Nachdem die Ergebnisse der chemischen Untersuchungen vorlagen, machte Herr Dr. Dudly in Rorschach praktische Versuche mit seinen Patienten. In seinem Tagebuch aus dem Sommer 1869 ist zu lesen, dass unter den 46 Patienten, welche die empfohlene Trinkkur machten, 27 vollkommen Geheilte, 17 Gebesserte und 2 Ungeheilte waren, Ein anderer Arzt, Herr Dr. Kauss in Wittenbach, bestätigte brieflich die sehr günstige Wirkung des Goldacher Mineralwassers bei zweien seiner Patientinnen, die an Bleichsucht litten. Der Verfasser der Werbeschrift appellierte an die «geehrten Herren Aerzte» der Umgebung, sie möchten durch recht viele Beobachtungen sich von dem Heilschatze überzeugen, den eine freigebige Natur in ihrer unmittelbaren Nähe quellen lässt, und nicht beirrt werden durch rein unnützes Gerede über «ordinäres Wasser» und dergleichen.

Man versprach sich grosse Wirkungen bei Krankheiten wie Störungen des Verdauungssystemes, bei Schwächezuständen in Folge von längeren, schweren Krankheiten, bei chronischen Katarrhen, Rheumatismen. Im gleichen Atemzuge wurden die klimatischen Verhältnisse Goldachs gelobt. «Wir geben Goldach ausser der Eisenquelle auch noch eine Bedeutung als klimatischen und Traubenkurort und zum Erfolg einer Kur müssen bekanntlich alle Faktoren harmonieren. Goldach hat ein sehr mildes Klima. Dies findet seinen bestätigenden Ausdruck in dem vorzüglichen Gedeihen der Weinkultur.»

Den Kurgästen wurde in Aussicht gestellt, dass «ein Fremdenhotel moderner Art der Ortschaft fehle, dagegen gibt es mehrere gute Gasthäuser, in denen der nicht blasierte Reisende, beziehungsweise Kurgast, ein freundliches Unterkommen findet. Länger weilende Kuranten dürften ausserdem in manchen der so sauber aussehenden Privathäuser Logis erhalten, denn die Seebadkurorte Rorschach und Horn haben den industriellen Sinn der intelligenten Bevölkerung wohl auch in dieser Beziehung geöffnet. Schliesslich bleibt immer noch das nahe Rorschach mit seinen vielen Gasthöfen - worüber in jedem Schweizerführer nachzulesen - in Reserve.»

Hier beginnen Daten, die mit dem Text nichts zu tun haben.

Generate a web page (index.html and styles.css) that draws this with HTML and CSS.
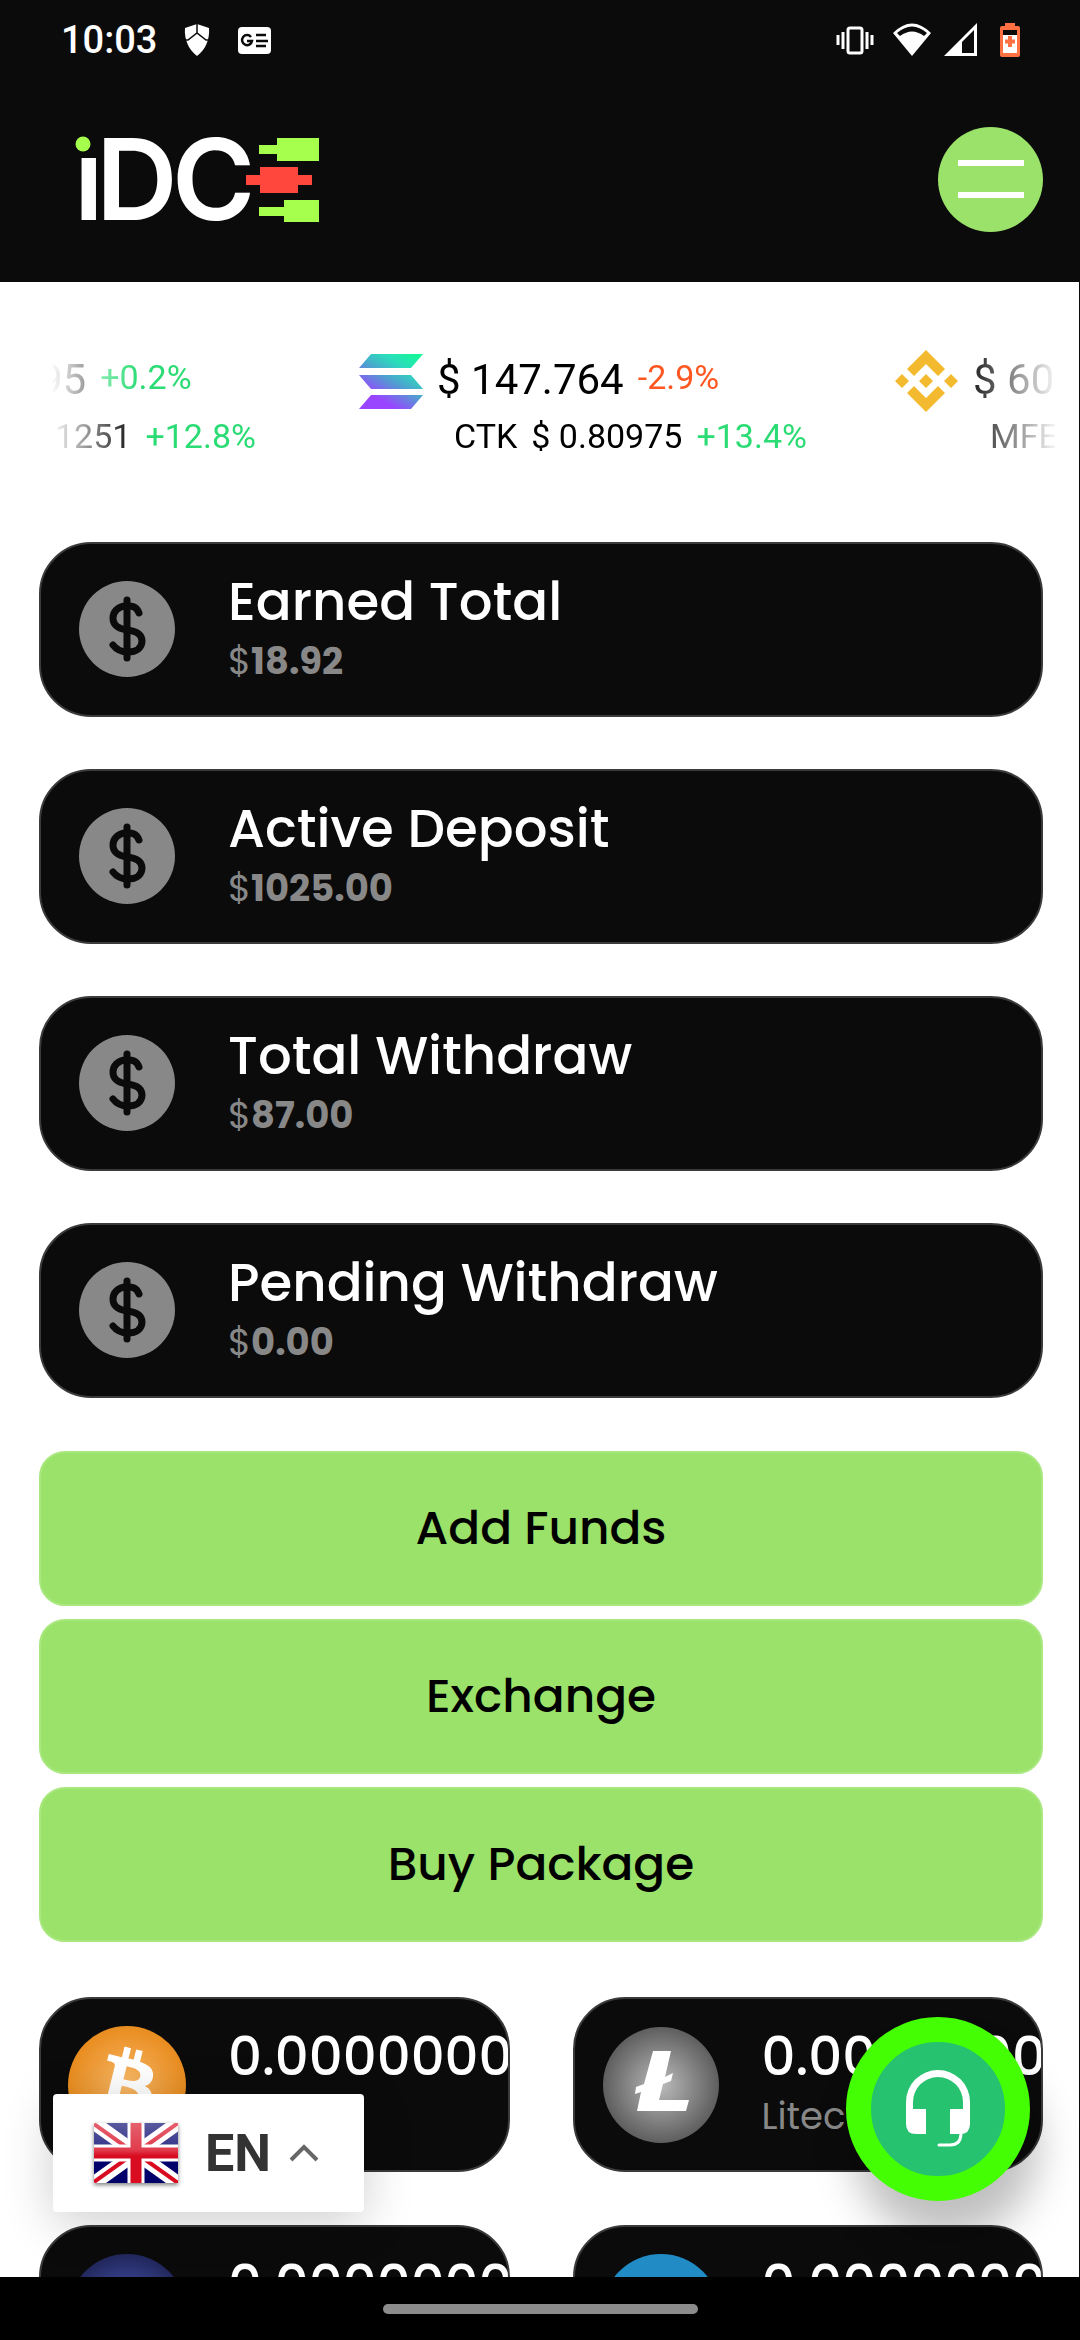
FILE: index.html
```html
<!DOCTYPE html>
<html lang="en">
<head>
<meta charset="utf-8">
<meta name="viewport" content="width=device-width, initial-scale=1">
<title>iDCE Dashboard</title>
<link rel="stylesheet" href="styles.css">
</head>
<body>
<svg class="defs" aria-hidden="true">
  <defs>
    <symbol id="coin" viewBox="0 0 96 96">
      <circle cx="48" cy="48" r="48" fill="#888"/>
      <g fill="none" stroke="#0b0b0b" stroke-width="7" stroke-linecap="round">
        <path d="M48 19V77"/>
        <path d="M60 32C57 24 51 25 47 25C39 25 34 31 34 37C34 46 42 48 48 49C56 50 63 52 63 60C63 67 57 71 49 71C41 71 37 68 34 64"/>
      </g>
    </symbol>
  </defs>
</svg>
<div class="screen">
  <div class="status">
    <span class="time">10:03</span>
    <svg class="shield" width="26" height="32" viewBox="0 0 26 32"><path d="M13 0L25 4C26 16 21 26 13 32C5 26 0 16 1 4Z" fill="#fff"/><path d="M13 0V9M0 16H4L13 9L22 16H26" fill="none" stroke="#0b0b0b" stroke-width="1.500"/></svg>
    <svg class="news" width="34" height="27" viewBox="0 0 34 27"><rect width="33" height="27" rx="4" fill="#fff"/><path d="M13 10A5 5 0 1 0 14 14H9" fill="none" stroke="#0b0b0b" stroke-width="2.500"/><path d="M18 8H28M18 14H30M18 19H28" stroke="#0b0b0b" stroke-width="2.500"/></svg>
    <div class="system">
      <svg width="38" height="34" viewBox="0 0 38 34"><rect x="12" y="5" width="14" height="25" rx="2" fill="none" stroke="#fff" stroke-width="3"/><path d="M7 9V26M31 9V26M2 12V22M36 12V22" stroke="#fff" stroke-width="3"/></svg>
      <svg width="40" height="34" viewBox="0 0 40 34"><path d="M20 33L1 10Q20-9 39 10Z" fill="#fff"/><path d="M5 10Q20-3 35 10L32 13Q20 4 8 13Z" fill="#0b0b0b"/></svg>
      <svg width="34" height="34" viewBox="0 0 34 34"><path d="M0 33L33 0V33Z" fill="#fff"/><path d="M18 19L30 7V30H18Z" fill="#0b0b0b"/></svg>
      <svg class="battery" width="20" height="34" viewBox="0 0 20 34"><path d="M5 0H15V3H18Q20 3 20 5V32Q20 34 18 34H2Q0 34 0 32V5Q0 3 2 3H5Z" fill="#ff7043"/><path d="M3 7H17V12H3Z" fill="#0b0b0b"/><path d="M3 12H17V30H3Z" fill="#fff"/><path d="M10 13V24M5 18.500H15" stroke="#ff7043" stroke-width="4"/></svg>
    </div>
  </div>
  <header class="header">
    <a class="logo" href="#" aria-label="iDCE home">
      <svg width="246" height="90" viewBox="0 0 246 90">
        <g class="logo-text"><text x="-1" y="86">ı</text><text x="21" y="86">D</text><text x="97" y="86">C</text></g>
        <circle cx="8" cy="10" r="7.500" fill="#a6ff4d"/>
        <path d="M184 11H202V4H244V27H202V20H184ZM184 73H209V66H244V88H209V82H184Z" fill="#a6ff4d"/>
        <path d="M171 41H185V33H223V41H237V51H223V59H185V51H171Z" fill="#ff473d"/>
      </svg>
    </a>
    <button class="menu" aria-label="Menu"><span></span><span></span></button>
  </header>
  <main class="main">
    <section class="ticker" aria-label="Prices">
      <div class="quote quote-first">
        <div class="major"><span class="price">95</span><span class="pct up">+0.2%</span></div>
        <div class="minor"><span>1251</span><span class="up">+12.8%</span></div>
      </div>
      <div class="quote">
        <div class="major">
          <svg class="coin-mark" width="64" height="62" viewBox="0 0 64 62"><defs><linearGradient id="sol" gradientUnits="userSpaceOnUse" x1="52" y1="0" x2="14" y2="62"><stop offset="0" stop-color="#14f995"/><stop offset=".25" stop-color="#2bdcbc"/><stop offset=".5" stop-color="#4f9fd0"/><stop offset=".8" stop-color="#9945ff"/></linearGradient></defs><path d="M12 4H64L52 18H0ZM0 25H52L64 39H12ZM12 45H64L52 59H0Z" fill="url(#sol)"/></svg>
          <span class="price">$ 147.764</span><span class="pct down">-2.9%</span></div>
        <div class="minor indent"><span>CTK</span><span class="value">$ 0.80975</span><span class="up">+13.4%</span></div>
      </div>
      <div class="quote">
        <div class="major">
          <svg class="coin-mark" width="64" height="62" viewBox="0 0 64 62"><path d="M31 0L50 19L43 26L31 14L19 26L12 19ZM31 62L50 43L43 36L31 48L19 36L12 43ZM31 24L38 31L31 38L24 31ZM7 24L14 31L7 38L0 31ZM56 24L63 31L56 38L49 31Z" fill="#f3ba2f"/></svg>
          <span class="price">$ 60</span></div>
        <div class="minor indent"><span>MFE</span></div>
      </div>
    </section>
    <section class="stats">
      <article class="card"><svg class="coin"><use href="#coin"/></svg><div class="text"><h2>Earned Total</h2><p>$<b>18.92</b></p></div></article>
      <article class="card"><svg class="coin"><use href="#coin"/></svg><div class="text"><h2>Active Deposit</h2><p>$<b>1025.00</b></p></div></article>
      <article class="card"><svg class="coin"><use href="#coin"/></svg><div class="text"><h2>Total Withdraw</h2><p>$<b>87.00</b></p></div></article>
      <article class="card"><svg class="coin"><use href="#coin"/></svg><div class="text"><h2>Pending Withdraw</h2><p>$<b>0.00</b></p></div></article>
    </section>
    <section class="actions">
      <button>Add Funds</button>
      <button>Exchange</button>
      <button>Buy Package</button>
    </section>
    <section class="wallets">
      <article class="card wallet">
        <svg class="crypto" viewBox="0 0 118 118"><defs><radialGradient id="btc"><stop offset="0" stop-color="#f9b968"/><stop offset="1" stop-color="#e88c1f"/></radialGradient></defs><circle cx="59" cy="59" r="59" fill="url(#btc)"/><path transform="scale(.02884)" fill="#fff" d="m2947.770 1754.380c40.720-272.260-166.560-418.610-450-516.240l91.950-368.800-224.500-55.940-89.510 359.090c-59.020-14.720-119.630-28.590-179.870-42.340l90.160-361.460-224.360-55.940-92 368.680c-48.840-11.120-96.810-22.110-143.350-33.690l.26-1.160-309.590-77.310-59.720 239.780s166.560 38.180 163.050 40.530c90.910 22.690 107.350 82.870 104.620 130.570l-104.740 420.150-146.810 588.570c-11.110 27.620-39.310 69.070-102.870 53.330 2.250 3.260-163.170-40.720-163.170-40.720l-111.460 256.980 292.150 72.830c54.350 13.630 107.610 27.890 160.060 41.300l-92.900 373.030 224.240 55.940 92-369.070c61.260 16.630 120.710 31.970 178.910 46.430l-91.690 367.330 224.510 55.940 92.890-372.330c382.820 72.450 670.670 43.240 791.830-303.020 97.630-278.780-4.860-439.580-206.260-544.440 146.690-33.830 257.180-130.310 286.640-329.610zm-512.930 719.260c-69.380 278.780-538.760 128.080-690.940 90.290l123.280-494.200c152.170 37.990 640.170 113.170 567.670 403.910zm69.430-723.300c-63.290 253.580-453.960 124.750-580.690 93.160l111.770-448.210c126.730 31.590 534.850 90.550 468.940 355.050z"/></svg>
        <div class="text"><h2>0.0000000</h2><p>Bitcoin</p></div>
      </article>
      <article class="card wallet">
        <svg class="crypto" viewBox="-1 -1 118 118"><defs><radialGradient id="ltc"><stop offset="0" stop-color="#bbb"/><stop offset="1" stop-color="#5e5e5e"/></radialGradient></defs><circle cx="58" cy="58" r="58" fill="url(#ltc)"/><path d="M50 24H68L62 50L70 46L68 54L60 57L56 73H86L83 84H34L38 65L32 67L33 60L41 57Z" fill="#fff"/></svg>
        <div class="text"><h2>0.0000000</h2><p>Litecoin</p></div>
      </article>
      <article class="card wallet">
        <svg class="crypto" viewBox="0 0 118 118"><defs><radialGradient id="navy"><stop offset="0" stop-color="#4d5bc0"/><stop offset="1" stop-color="#22285c"/></radialGradient></defs><circle cx="59" cy="59" r="59" fill="url(#navy)"/></svg>
        <div class="text"><h2>0.0000000</h2></div>
      </article>
      <article class="card wallet">
        <svg class="crypto" viewBox="0 0 118 118"><circle cx="59" cy="59" r="59" fill="#208bc4"/></svg>
        <div class="text"><h2>0.0000000</h2></div>
      </article>
    </section>
    <button class="language" aria-label="Language: EN">
      <svg class="flag" width="84" height="60" viewBox="0 0 84 60"><defs><linearGradient id="shine" x2="0" y2="1"><stop offset="0" stop-color="#fff" stop-opacity=".35"/><stop offset=".45" stop-color="#fff" stop-opacity=".2"/><stop offset=".55" stop-color="#fff" stop-opacity="0"/></linearGradient><clipPath id="flag-clip"><rect width="84" height="60"/></clipPath></defs><g clip-path="url(#flag-clip)"><rect width="84" height="60" fill="#00006b"/><path d="M0 0L84 60M84 0L0 60" stroke="#fff" stroke-width="14"/><path d="M0 1L42 31M84 0L42 30M42 30L84 60M42 29L0 59" stroke="#d80b20" stroke-width="4"/><path d="M42 0V60M0 30H84" stroke="#fff" stroke-width="17"/><path d="M42 0V60M0 30H84" stroke="#d80b20" stroke-width="11"/><rect width="84" height="60" fill="url(#shine)"/></g></svg>
      <span>EN</span>
      <svg width="30" height="20" viewBox="0 0 30 20"><path d="M2 17L15 4L28 17" fill="none" stroke="#666" stroke-width="4"/></svg>
    </button>
    <button class="support" aria-label="Support">
      <svg width="64" height="78" viewBox="0 0 64 78"><path d="M0 32A32 32 0 0 1 64 32V54Q64 64 54 64H44V39H57V32A25 25 0 0 0 7 32V39H20V64H10Q0 64 0 54Z" fill="#fff"/><path d="M55 63Q55 75 44 75H33" fill="none" stroke="#fff" stroke-width="3" stroke-linecap="round"/></svg>
    </button>
  </main>
  <footer class="navbar"><span></span></footer>
</div>
</body>
</html>
```
FILE: styles.css
```css
* { box-sizing: border-box; }
body { margin: 0; background: #0b0b0b; font-family: Poppins, Inter, sans-serif; }
h2, p { margin: 0; }
button { border: 0; padding: 0; font: inherit; cursor: pointer; }
svg { display: block; flex: none; }
.defs { position: absolute; width: 0; height: 0; }
.screen { display: flex; flex-direction: column; height: 100vh; overflow: hidden; }

.status { display: flex; align-items: center; height: 80px; padding: 0 60px 0 61px; color: #fff; }
.time { font: 500 38px/44px Roboto, sans-serif; }
.shield { margin-left: 27px; }
.news { margin-left: 28px; }
.system { display: flex; align-items: center; margin-left: auto; }
.system svg { margin-left: 12px; }
.system svg:nth-child(2) { margin-left: 18px; }
.system .battery { margin-left: 22px; }

.header { display: flex; justify-content: space-between; align-items: center; height: 202px; padding: 0 37px 4px 75px; }
.logo svg { overflow: visible; }
.logo-text { font: 600 113px Inter, sans-serif; fill: #fff; }
.menu { display: flex; flex-direction: column; align-items: center; justify-content: center; gap: 26px; width: 105px; height: 105px; border-radius: 50%; background: #9ae269; }
.menu span { width: 66px; height: 6px; background: #fff; }

.main { position: relative; flex: 1; min-height: 0; margin-right: 1px; padding: 0 36px 0 39px; overflow: hidden; background: #fff; }
.ticker { display: flex; height: 260px; margin-right: -12px; padding-top: 64px; overflow: hidden; font-family: Roboto, sans-serif; color: #000; mask-image: linear-gradient(to right, transparent 12px, #000 100px, #000 920px, transparent 1020px); }
.quote { flex: none; width: 536px; white-space: nowrap; }
.quote-first { width: 320px; }
.major { display: flex; align-items: center; height: 66px; gap: 14px; font-size: 42px; }
.coin-mark { margin-top: 4px; }
.major .pct { font-size: 34px; line-height: 40px; margin-bottom: 4px; }
.minor { display: flex; gap: 14px; font-size: 34px; line-height: 44px; margin-top: 2px; }
.quote-first .minor { padding-left: 16px; }
.indent { padding-left: 95px; }
.up { color: #2bdc74; }
.down { color: #ff5722; }

.stats { display: grid; gap: 52px; }
.card { display: flex; height: 175px; padding-left: 38px; overflow: hidden; border: 2px solid #3b3b3b; border-radius: 52px; background: #0b0b0b; }
.coin { width: 96px; height: 96px; margin-top: 37px; }
.text { margin: 24px 0 0 53px; white-space: nowrap; }
.text h2 { font-size: 53px; line-height: 68px; font-weight: 500; color: #fff; }
.text p { font-size: 37px; line-height: 50px; color: #888; }

.actions { display: grid; gap: 13px; margin-top: 53px; }
.actions button { height: 155px; padding-bottom: 2px; border: 2px solid #a9e77f; border-radius: 26px; background: #9ae269; color: #000; font-size: 47px; font-weight: 500; }

.wallets { display: grid; grid-template-columns: 1fr 1fr; gap: 53px 63px; margin-top: 55px; }
.wallet { min-width: 0; padding-left: 27px; }
.crypto { width: 118px; height: 118px; margin-top: 27px; }
.wallet .text { margin-left: 42px; }

.language { position: absolute; left: 53px; bottom: 65px; display: flex; align-items: center; height: 118px; padding: 0 45px 0 41px; border-radius: 4px; background: #fff; color: #333; font: 700 52px Roboto, sans-serif; box-shadow: 0 10px 50px rgba(0, 0, 0, .2); }
.language span { margin: 0 18px 0 27px; }
.flag { filter: drop-shadow(0 2px 2px rgba(0, 0, 0, .5)); }
.support { position: absolute; right: 49px; bottom: 76px; display: grid; place-items: center; width: 184px; height: 184px; border: 25px solid #44ff03; border-radius: 50%; background: #27c26f; box-shadow: 8px 38px 40px rgba(0, 0, 0, .25); }

.navbar { display: flex; justify-content: center; align-items: center; height: 63px; padding-top: 1px; background: #000; }
.navbar span { width: 315px; height: 10px; border-radius: 5px; background: #8c8c8c; }
```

Ein paar geschichtliche Notizen ließen den Kurgast wissen, dass er auf beinahe historischem Boden stand, wenn er nach Goldach zur Kur ging. «Zum Preis der wundervollen Lage darf auch noch erwähnt werden, dass seit alten Zeiten vornehme und reiche Herrschaften sich hier Plätze für ihre Schlösser und Sommersitze ausgesucht haben, und dass noch vor wenig Jahren eine mit Luxus ausgestattete Villa, genannt «zum Seefeld», unterhalb Goldach, nahe am Seegestade erstanden ist, die seit 1867 durch Kauf in den Besitz Ihrer Majestät, der Königin Mutter von Würtemberg, überging.

Wenn man nun annehmen darf, dass gekrönte Häupter und vor allem so sinnige Frauen wie die Genannte, keine melancholischen Orte zu ihrem Sommersitze auswählen werden, so wird diese fürstliche Besitzergreifung für das republikanische Goldach nur ein günstiges Prognostikum sein können.»

Warum hört und sieht man heute nichts mehr von einer Goldacher Heilquelle? Versiegte die Quelle im Mühletal oder fanden sich zu wenig Kurgäste ein, damit die «für ganz Goldach so wichtige Angelegenheit» florierte? Wir wissen es nicht. Wir lesen den Schlusssatz in unserem Büchlein: «Gold suchte und fand man einst im Waldstrom der Aa»; jetzt aber wird «goldene» Gesundheit der Suchende «trinken» an der Eisenquelle in Goldach. Glück auf!»

Den Traum eines Kurortes musste Goldach aufgeben. Geblieben ist «die bezaubernde Lage von Goldach am Bodensee» und ein tüchtiges, aufstrebendes Gemeindewesen, ein arbeitsames Glied in der sanktgallischen Ortschaftenfamilie.